'Millions of Brits face the choice of living in a cold home, going without food and other essentials, not paying bills, and getting even deeper into debt. There is a strong prospect of riots and social disorder.'
Prem Sikka is an Emeritus Professor of Accounting at the University of Essex and the University of Sheffield, a Labour member of the House of Lords, and Contributing Editor at Left Foot Forward.
The cost-of-living-crisis has become an existential threat to a large part of the UK population. The annual rate of inflation, as measured by the Retail Price Index, has risen to 11.8% and is expected to climb and further deplete people’s purchasing power.
People’s capacity to manage the economic crisis is depleted by shrinking incomes. During 1970 to 2007, real wages grew by 33%, but fell to below zero in the 2010s. The government is now offering a pay rise of 4%-5% to public sector workers, which is likely to become a benchmark for many private sector workers. This is effectively another pay cut in real terms. The government plans suggest that real wages in the UK are forecast to shrink by 6.2%, or average of £1,750, over the next two years. Meanwhile, the rich with pay packets above £170,000 secured an 11% pay rise.
Corporate profiteering is responsible for nearly 60% of the current rise in inflation. Oil, gas and energy companies have been declaring record profits and dividends. In winter this year, the average annual domestic energy bill is expected to increase to nearly £3,363, nearly three times the cost of a year ago. The government has given some help to households but none to schools, hospitals or businesses. The majority of households will receive a grant of £550, leaving them to find the rest. In essence, the grant will be handed straight-back to energy companies. This fails to check profiteering and the rate of inflation.

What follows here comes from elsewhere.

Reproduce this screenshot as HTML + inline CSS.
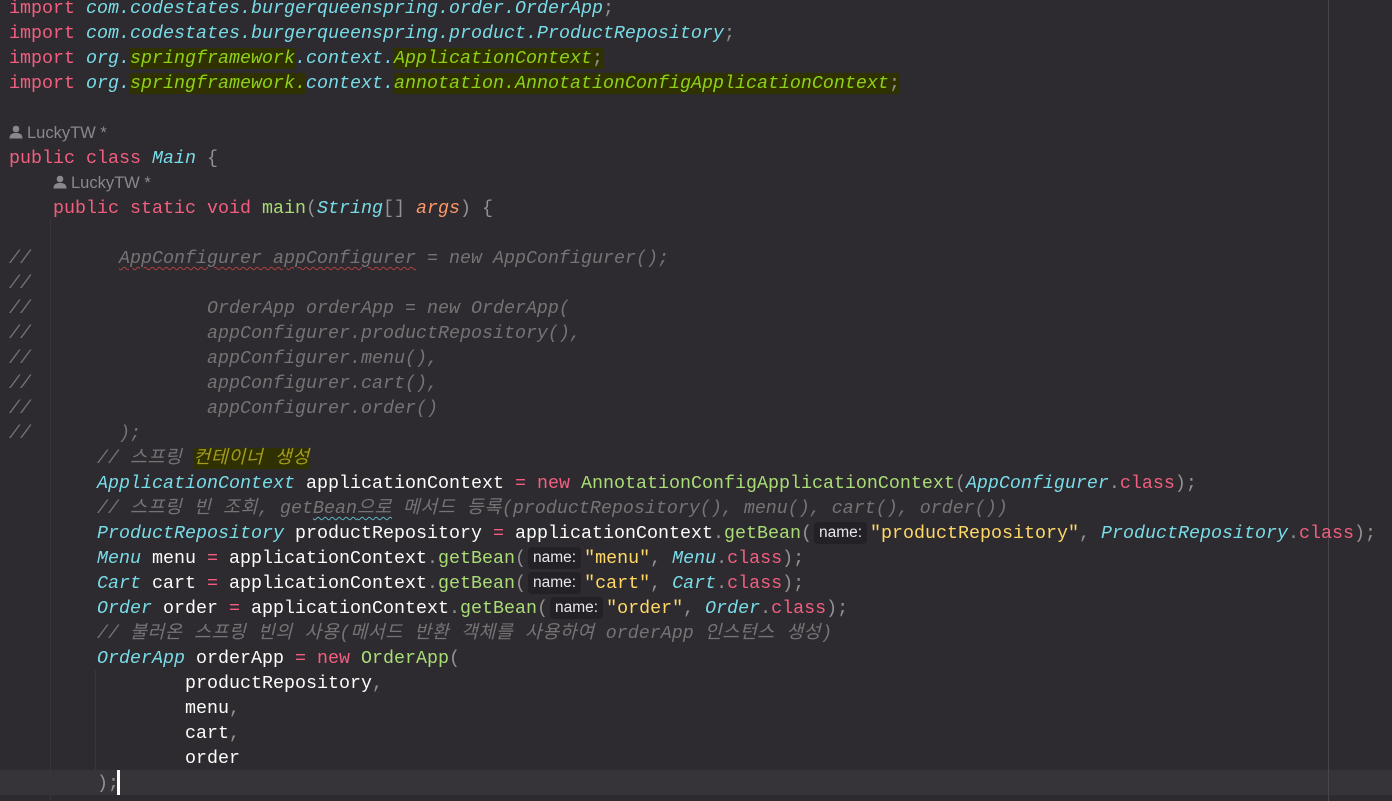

The Joseph Rowntree Foundation estimates that low income families will hand over 26% of their income after housing costs in 2023/24 to pay for gas and electricity compared to just 12% two years previously. A single, childless, working-age person on a low income can expect to pay 67% of their income to meet energy costs. Working-age lone-parent low-income families will lose almost a third (35%) of their income to energy bills.
Millions lack saving buffers to manage the crisis. Some 1.3 million families had no savings even before the pandemic. Nearly half of all families had savings worth less than a month’s income. Some 8.2 million UK households, one-in-three, are expected to be in fuel poverty.
Millions of Brits face the choice of living in a cold home, going without food and other essentials, not paying bills, and getting even deeper into debt. There is a strong prospect of riots and social disorder.
The Tory government is not the one for listening but it needs to change its policies to avert a deeper crisis. At the very least, it needs to do the following.
1.Immediately increase the state pension, benefits and wages in line with inflation to give people some breathing space.
2. Cap energy price rises. Earlier this year, France capped gas and electricity prices at 4%, whilst they increased by 54% in the UK and filled the coffers of energy companies. Capping reduces the rate of inflation and prevents high energy cost from feeding into consumer prices for food, and essentials
3. Bring energy companies into public ownership. France is fully nationalising EDF to increase the government’s policy options.
Any mention of public ownership sends neoliberals into cold shivers and raises the question about how this will be financed. Governments which have handed £895bn of quantitative easing to speculators can also use the same process to bring the energy sector into public ownership. If that is considered to be inflationary, then the appropriate amount of cash can be removed from circulation via taxes on those with the broadest shoulders.
Those not convinced by this argument need to be reminded that public ownership results in acquisition of assets. These assets can be used to borrow money or sell bonds to finance the acquisition. This is essentially the business model of private equity and can be used for public ownership.
4. Reduce demand for energy by encouraging people to use public transport at affordable prices. Since 2020, residents of Luxembourg have been able to ride trains and buses throughout the country without buying tickets. In Spain, travel across commuter routes on certain parts of the state-owned rail network will be free from 1 September until the end of the year. In June, Germany launched a €9 unlimited monthly travel pass giving people unlimited travel on public transport throughout the country.
Such policies, funded out of taxation, reduce demand for energy; reduce traffic congestion and pollution, improve social mobility; control inflation and help with the cost of living crisis. They are only possible because the transport system is in public ownership.
The same should be possible in the UK. In 2020-21, the government handed £16.9bn subsidy to railway operators, but this has not prevented high fares as large parts have vanished into dividends and executive pay and duplication of administrative costs across more than 100 companies involved in running the railway system. A publicly owned transport system, gives governments more policy options and people a respite from soaring costs.
5) Make efficient use of energy. Government needs to give poorer households grants to insulate homes.